Problems with elasticity applications

How should we predict the response to price changes in a nonlinear pricing environment when we only have a single price elasticity estimate?

Problems with elasticity applications

Aron-Dine, Einav, and Finkelstein (2013)

  • Budget neutral in that each contract has same costs to insurer for same distribution of healthcare utilization
  • Different assumptions on how to reduce plans to a single average price yield very different predictions (factor of 2)

Key takeaways

  • Confident that price matters in healthcare (i.e., people respond to higher prices by reducing healthcare)
  • Less confident in the magnitude of the response
  • Difficult to apply single elasticity estimates to nonlinear pricing contracts

The Oregon Health Insurance Experiment

(see Finkelstein et al. (2012) for a review)

Setup

  • Oregon expanded Medicaid in 2008
  • 90,000 people applied for 10,000 slots
  • Randomized lottery for slots
  • Nearly 36,000 selected for lottery, 30% enrolled

Analysis

  • Compare outcomes of those with insurance to those without
  • Use lottery selection as an instrument for insurance coverage

Analysis

\[\begin{align} y_{ihj} &= \pi_{0} + \pi_{1}Ins_{ih} + \pi_{2}x_{ih} + \pi_{c}V_{ih} + \nu_{ihj} \\ Ins_{ih} &= \delta_{0} + \delta_{1}Lottery_{h} + \delta_{2}x_{ih} + \delta_{3}V_{ih} + \mu_{ihj} \end{align}\]

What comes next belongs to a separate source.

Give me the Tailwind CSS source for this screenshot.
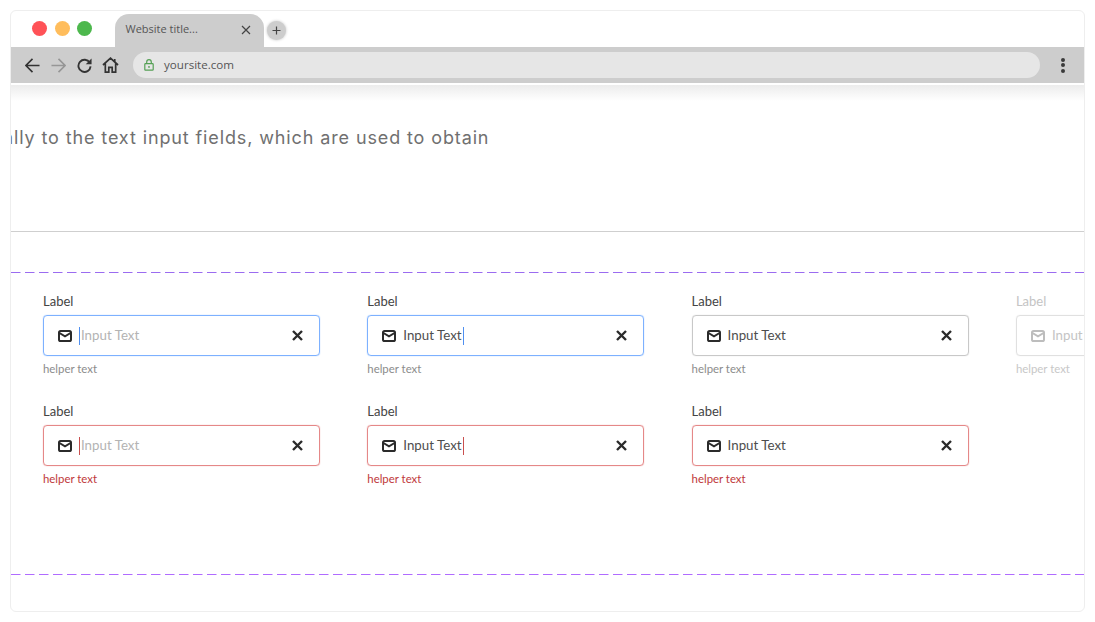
<!doctype html>
<html>
<head>
<meta charset="utf-8">
<script src="https://cdn.jsdelivr.net/npm/@tailwindcss/browser@4"></script>
</head>
<body class="bg-white w-[1095px] h-[622px] overflow-hidden font-['Lato',sans-serif]">
<div class="ml-[10px] mt-[10px] w-[1075px] h-[602px] rounded-[6px] border border-[#eeeeee] overflow-hidden bg-white flex flex-col">
  <!-- tab strip -->
  <div class="h-[36px] shrink-0 flex items-end">
    <div class="flex gap-[7.5px] ml-[21px] mb-[11px] mr-[22.5px]">
      <span class="w-[15px] h-[15px] rounded-full bg-[#ff5257]"></span>
      <span class="w-[15px] h-[15px] rounded-full bg-[#ffbd5c]"></span>
      <span class="w-[15px] h-[15px] rounded-full bg-[#4db84d]"></span>
    </div>
    <div class="w-[149px] h-[33px] rounded-t-[14px] bg-[#cdcdcd] flex items-center pl-[11px] pr-[13px] justify-between pb-[2px] font-['Open_Sans',sans-serif] text-[11px] text-[#555555]">
      <span>Website title...</span>
      <svg width="10" height="10" viewBox="0 0 10 10" fill="none" stroke="#444" stroke-width="1.2"><path d="M1 1l8 8M9 1l-8 8"/></svg>
    </div>
    <div class="ml-[3px] mb-[7px] w-[19px] h-[19px] rounded-full bg-[#cdcdcd] shadow-[0_0_3px_rgba(0,0,0,0.25)] flex items-center justify-center">
      <svg width="9" height="9" viewBox="0 0 9 9" fill="none" stroke="#444" stroke-width="1.2"><path d="M4.5 0.5v8M0.5 4.5h8"/></svg>
    </div>
  </div>
  <!-- toolbar -->
  <div class="h-[36px] shrink-0 bg-[#cdcdcd] flex items-center pl-[14px] pr-[19px]">
    <svg class="mr-[11px]" width="15" height="15" viewBox="0 0 16 16" fill="none" stroke="#333" stroke-width="1.7"><path d="M15.5 8H1M8 1L1 8l7 7"/></svg>
    <svg class="mr-[11px]" width="15" height="15" viewBox="0 0 16 16" fill="none" stroke="#969696" stroke-width="1.7"><path d="M0.5 8H15M8 1l7 7-7 7"/></svg>
    <svg class="mr-[10px]" width="15" height="15" viewBox="0 0 16 16" fill="none" stroke="#333" stroke-width="2"><path d="M13.6 5A6.5 6.5 0 1 0 14.5 9"/><path d="M15.5 0.5v6.2H9.3z" fill="#333" stroke="none"/></svg>
    <svg class="mr-[14px]" width="17" height="16" viewBox="0 0 18 17" fill="none" stroke="#333" stroke-width="1.8"><path d="M1 8.5L9 1.2l8 7.3M3.5 7v9h3.7v-5h3.6v5h3.7V7"/><path d="M13.5 2v3"/></svg>
    <div class="flex-1 h-[26px] rounded-full bg-[#e6e6e6] flex items-center pl-[11px] font-['Open_Sans',sans-serif] text-[11.6px] text-[#555555]">
      <svg class="mr-[10px]" width="10" height="12" viewBox="0 0 10 12" fill="none" stroke="#55a055" stroke-width="1.2"><rect x="0.8" y="4.6" width="8.4" height="6.6" rx="0.8"/><path d="M2.7 4.6V3a2.3 2.3 0 0 1 4.6 0v1.6"/><circle cx="5" cy="7.9" r="0.9" fill="#55a055" stroke="none"/></svg>
      <span>yoursite.com</span>
    </div>
    <div class="ml-[21px] flex flex-col gap-[1.5px]">
      <span class="w-[4px] h-[4px] rounded-full bg-[#3a3a3a]"></span>
      <span class="w-[4px] h-[4px] rounded-full bg-[#3a3a3a]"></span>
      <span class="w-[4px] h-[4px] rounded-full bg-[#3a3a3a]"></span>
    </div>
  </div>
  <div class="h-[2px] shrink-0 bg-white"></div>
  <div class="h-[16px] shrink-0 bg-gradient-to-b from-[#ececec] to-white"></div>
  <!-- text -->
  <div class="h-[131px] shrink-0 border-b border-[#cfcfcf] pt-[25px] overflow-hidden">
    <p class="whitespace-nowrap ml-[-8px] font-['Inter',sans-serif] text-[18px] leading-[24px] tracking-[0.88px] text-[#707070]">ally to the text input fields, which are used to obtain</p>
  </div>
  <div class="h-[42px] shrink-0 flex items-end">
    <svg class="block w-full h-[2px]" viewBox="0 0 1073 2" preserveAspectRatio="none"><line x1="0" y1="0.5" x2="1073" y2="0.5" stroke="#9b6cf0" stroke-width="1" stroke-dasharray="9.5 4.5"/></svg>
  </div>
  <!-- fields -->
  <div class="h-[300px] shrink-0 pl-[32px] pt-[19px] overflow-hidden">
    <div class="flex gap-[47.3px] h-[110px]">
      <div class="w-[277px] shrink-0">
        <div class="text-[13px] leading-[16px] text-[#444444]">Label</div>
        <div class="mt-[6px] h-[41px] rounded-[4px] border border-[#7db1ff] shadow-[0_0_1px_#7db1ff] flex items-center pl-[14px] pr-[16px]">
          <svg width="14" height="12" viewBox="0 0 14 12" fill="none" stroke="#2b2b2b" stroke-width="2"><rect x="1" y="1" width="12" height="10" rx="1.6"/><path d="M1.5 3l5.5 3.4L12.5 3"/></svg>
          <span class="ml-[7px] w-px h-[18px] bg-[#4f8ff0]"></span>
          <span class="ml-px text-[13.3px] text-[#b3b3b3]">Input Text</span>
          <svg class="ml-auto" width="11" height="11" viewBox="0 0 11 11" fill="none" stroke="#2b2b2b" stroke-width="2.4"><path d="M1 1l9 9M10 1l-9 9"/></svg>
        </div>
        <div class="mt-[6px] text-[11.4px] leading-[14px] text-[#8c8c8c]">helper text</div>
      </div>
      <div class="w-[277px] shrink-0">
        <div class="text-[13px] leading-[16px] text-[#444444]">Label</div>
        <div class="mt-[6px] h-[41px] rounded-[4px] border border-[#7db1ff] shadow-[0_0_1px_#7db1ff] flex items-center pl-[14px] pr-[16px]">
          <svg width="14" height="12" viewBox="0 0 14 12" fill="none" stroke="#2b2b2b" stroke-width="2"><rect x="1" y="1" width="12" height="10" rx="1.6"/><path d="M1.5 3l5.5 3.4L12.5 3"/></svg>
          <span class="ml-[7px] text-[13.3px] text-[#4d4d4d]">Input Text</span>
          <span class="ml-px w-px h-[18px] bg-[#4f8ff0]"></span>
          <svg class="ml-auto" width="11" height="11" viewBox="0 0 11 11" fill="none" stroke="#2b2b2b" stroke-width="2.4"><path d="M1 1l9 9M10 1l-9 9"/></svg>
        </div>
        <div class="mt-[6px] text-[11.4px] leading-[14px] text-[#8c8c8c]">helper text</div>
      </div>
      <div class="w-[277px] shrink-0">
        <div class="text-[13px] leading-[16px] text-[#444444]">Label</div>
        <div class="mt-[6px] h-[41px] rounded-[4px] border border-[#c8c8c8] shadow-[0_0_1px_#c8c8c8] flex items-center pl-[14px] pr-[16px]">
          <svg width="14" height="12" viewBox="0 0 14 12" fill="none" stroke="#2b2b2b" stroke-width="2"><rect x="1" y="1" width="12" height="10" rx="1.6"/><path d="M1.5 3l5.5 3.4L12.5 3"/></svg>
          <span class="ml-[7px] text-[13.3px] text-[#4d4d4d]">Input Text</span>
          <svg class="ml-auto" width="11" height="11" viewBox="0 0 11 11" fill="none" stroke="#2b2b2b" stroke-width="2.4"><path d="M1 1l9 9M10 1l-9 9"/></svg>
        </div>
        <div class="mt-[6px] text-[11.4px] leading-[14px] text-[#8c8c8c]">helper text</div>
      </div>
      <div class="w-[277px] shrink-0">
        <div class="text-[13px] leading-[16px] text-[#c4c4c4]">Label</div>
        <div class="mt-[6px] h-[41px] rounded-[4px] border border-[#e0e0e0] shadow-[0_0_1px_#e0e0e0] flex items-center pl-[14px] pr-[16px]">
          <svg width="14" height="12" viewBox="0 0 14 12" fill="none" stroke="#bdbdbd" stroke-width="2"><rect x="1" y="1" width="12" height="10" rx="1.6"/><path d="M1.5 3l5.5 3.4L12.5 3"/></svg>
          <span class="ml-[7px] text-[13.3px] text-[#c4c4c4]">Input Text</span>
        </div>
        <div class="mt-[6px] text-[11.4px] leading-[14px] text-[#c8c8c8]">helper text</div>
      </div>
    </div>
    <div class="flex gap-[47.3px]">
      <div class="w-[277px] shrink-0">
        <div class="text-[13px] leading-[16px] text-[#444444]">Label</div>
        <div class="mt-[6px] h-[41px] rounded-[4px] border border-[#e58888] shadow-[0_0_1px_#e58888] flex items-center pl-[14px] pr-[16px]">
          <svg width="14" height="12" viewBox="0 0 14 12" fill="none" stroke="#2b2b2b" stroke-width="2"><rect x="1" y="1" width="12" height="10" rx="1.6"/><path d="M1.5 3l5.5 3.4L12.5 3"/></svg>
          <span class="ml-[7px] w-px h-[18px] bg-[#c94f4f]"></span>
          <span class="ml-px text-[13.3px] text-[#b3b3b3]">Input Text</span>
          <svg class="ml-auto" width="11" height="11" viewBox="0 0 11 11" fill="none" stroke="#2b2b2b" stroke-width="2.4"><path d="M1 1l9 9M10 1l-9 9"/></svg>
        </div>
        <div class="mt-[6px] text-[11.4px] leading-[14px] text-[#c0393b]">helper text</div>
      </div>
      <div class="w-[277px] shrink-0">
        <div class="text-[13px] leading-[16px] text-[#444444]">Label</div>
        <div class="mt-[6px] h-[41px] rounded-[4px] border border-[#e58888] shadow-[0_0_1px_#e58888] flex items-center pl-[14px] pr-[16px]">
          <svg width="14" height="12" viewBox="0 0 14 12" fill="none" stroke="#2b2b2b" stroke-width="2"><rect x="1" y="1" width="12" height="10" rx="1.6"/><path d="M1.5 3l5.5 3.4L12.5 3"/></svg>
          <span class="ml-[7px] text-[13.3px] text-[#4d4d4d]">Input Text</span>
          <span class="ml-px w-px h-[18px] bg-[#c94f4f]"></span>
          <svg class="ml-auto" width="11" height="11" viewBox="0 0 11 11" fill="none" stroke="#2b2b2b" stroke-width="2.4"><path d="M1 1l9 9M10 1l-9 9"/></svg>
        </div>
        <div class="mt-[6px] text-[11.4px] leading-[14px] text-[#c0393b]">helper text</div>
      </div>
      <div class="w-[277px] shrink-0">
        <div class="text-[13px] leading-[16px] text-[#444444]">Label</div>
        <div class="mt-[6px] h-[41px] rounded-[4px] border border-[#e58888] shadow-[0_0_1px_#e58888] flex items-center pl-[14px] pr-[16px]">
          <svg width="14" height="12" viewBox="0 0 14 12" fill="none" stroke="#2b2b2b" stroke-width="2"><rect x="1" y="1" width="12" height="10" rx="1.6"/><path d="M1.5 3l5.5 3.4L12.5 3"/></svg>
          <span class="ml-[7px] text-[13.3px] text-[#4d4d4d]">Input Text</span>
          <svg class="ml-auto" width="11" height="11" viewBox="0 0 11 11" fill="none" stroke="#2b2b2b" stroke-width="2.4"><path d="M1 1l9 9M10 1l-9 9"/></svg>
        </div>
        <div class="mt-[6px] text-[11.4px] leading-[14px] text-[#c0393b]">helper text</div>
      </div>
    </div>
  </div>
  <svg class="block w-full h-[2px] shrink-0" viewBox="0 0 1073 2" preserveAspectRatio="none"><line x1="0" y1="0.5" x2="1073" y2="0.5" stroke="#b06cff" stroke-width="1" stroke-dasharray="9.5 4.5"/></svg>
</div>
</body>
</html>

  • individual \(i\) in household \(h\) for outcome \(j\)
  • \(x_{ih}\) are covariates that are correlated with lottery sign up
  • \(V_{ih}\) are other covariates thought to be correlated with outcomes (for increases in precision)

Main results

  • 2.1 percentage point (30%) increase in the probability hospital admission
  • 8.8 percentage point (15%) increase in the probability of taking any prescription drugs
  • 21 percentage point (35%) increase in the probability of having an outpatient visit
  • No change (but wide confidence intervals) in ED visits
  • 0.3 standard deviation increase in reported compliance with recommended preventive care (e.g., mammograms and cholesterol monitoring)
  • 6.4 percentage point (25%) decline in the probability of having an unpaid medical bill sent to a collections agency
  • 20 percentage point (35%) decline in having any out-of-pocket medical expenditures
  • improvements in self-reported physical and mental health, overall well-being, access to, and quality of are

References

Aron-Dine, Aviva, Liran Einav, and Amy Finkelstein. 2013. “The RAND Health Insurance Experiment, Three Decades Later.” Journal of Economic Perspectives 27 (1): 197–222.
Finkelstein, Amy, Sarah Taubman, Bill Wright, Mira Bernstein, Jonathan Gruber, Joseph P Newhouse, Heidi Allen, Katherine Baicker, et al. 2012. “The Oregon Health Insurance Experiment: Evidence from the First Year.” Quarterly Journal of Economics 127 (3): 1057–1106.